The report, "Medicare Payments for Negative Pressure Wound Therapy Pumps in 2004," found that nearly 25% of pump claims did not meet coverage criteria.
Bernie Laurel, vice president, Medela Healthcare Americas, said HME providers need to take the report seriously.
"I don't think this is a routine effort on the part of OIG," said Laurel. "I think it's the beginning of an in-depth investigation to prevent not only fraud and abuse but also waste in the Medicare program."
Of particular significance: 44% of claims were not fully supported by medical records.
"What the OIG is saying is that pump claims must be supported by the entire medical record," said Laurel. "Otherwise, there are going to be continual denials for payment."
The review was partly triggered by a 444% increase in payments between 2001 and 2005. That growth can be partly attributed to the opening up of a market previously dominated by Kinetic Concepts, Inc (KCI), which historically has not used providers to distribute its products. In April, a judge affirmed an earlier jury verdict that Medela and BlueSky Medical Group did not infringe on KCI's patents (See HME News, July 2007). Medela has since launched its Invia Healing System with eventual plans to use HME providers to reach the homecare market.

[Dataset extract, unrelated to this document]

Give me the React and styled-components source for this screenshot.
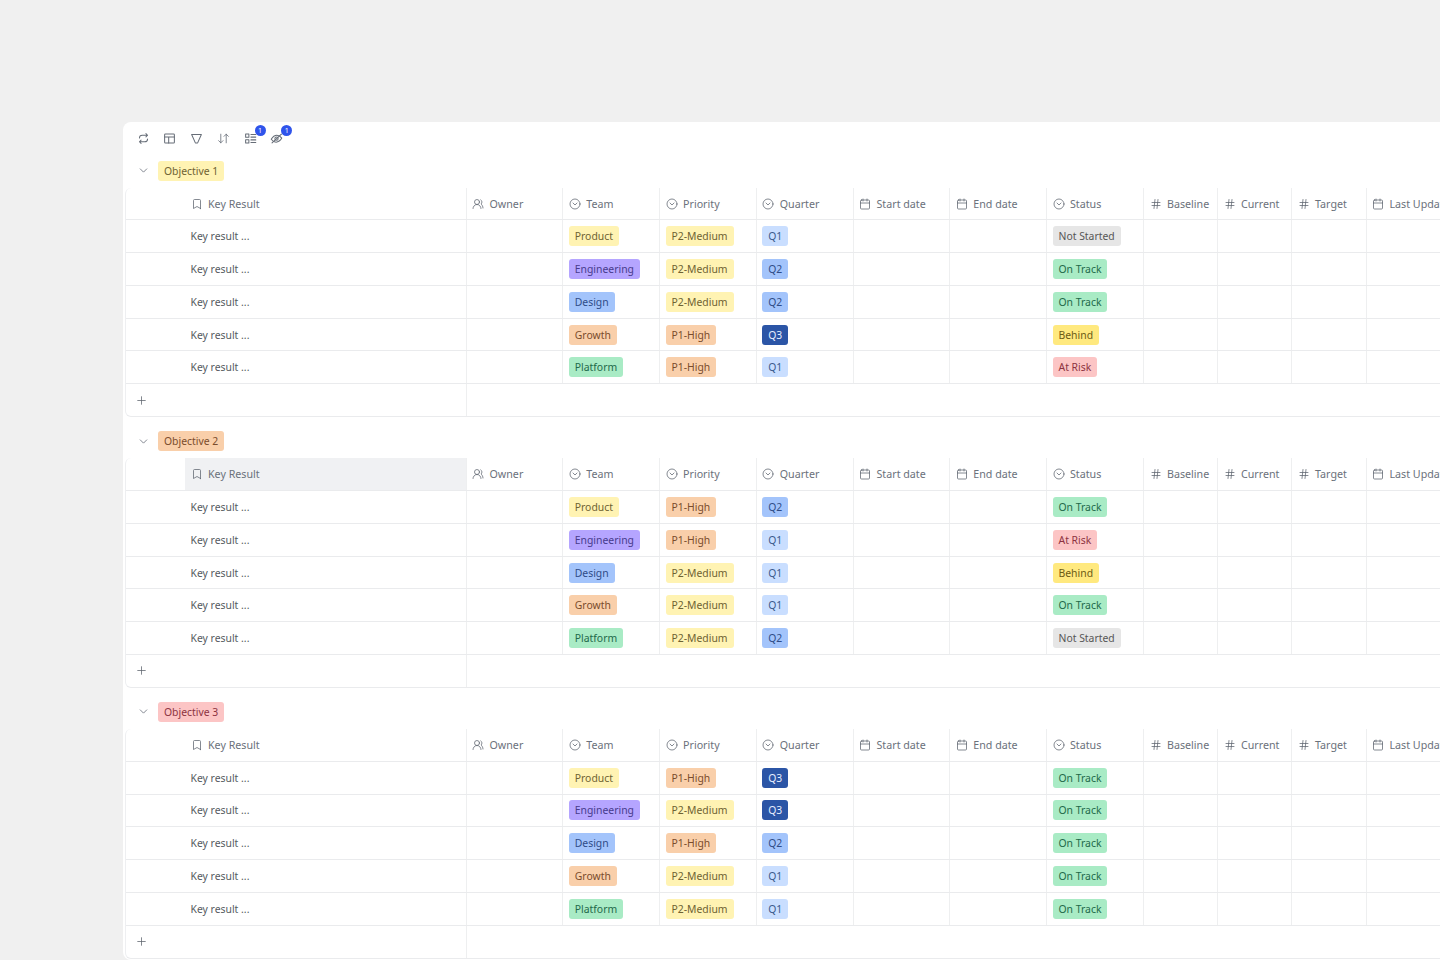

"For anything new out into the market, they want to look at the reimbursement rate," said Tom Hanchar, president and CEO of Thomas International, a provider in Fort Wayne, Ind., "(For these pumps) that's $1,600 to $1,800 a month. It's a big-ticket item."
While $21 million may seem like a drop in the bucket in a market currently estimated at between $1.6 billion and $6.8 billion annually, providers should consider another reason why the pumps are being scrutinized by CMS: They are included in national competitive bidding.
"I clearly see NCB and the OIG report as linked to reducing fraud and waste," said Laurel.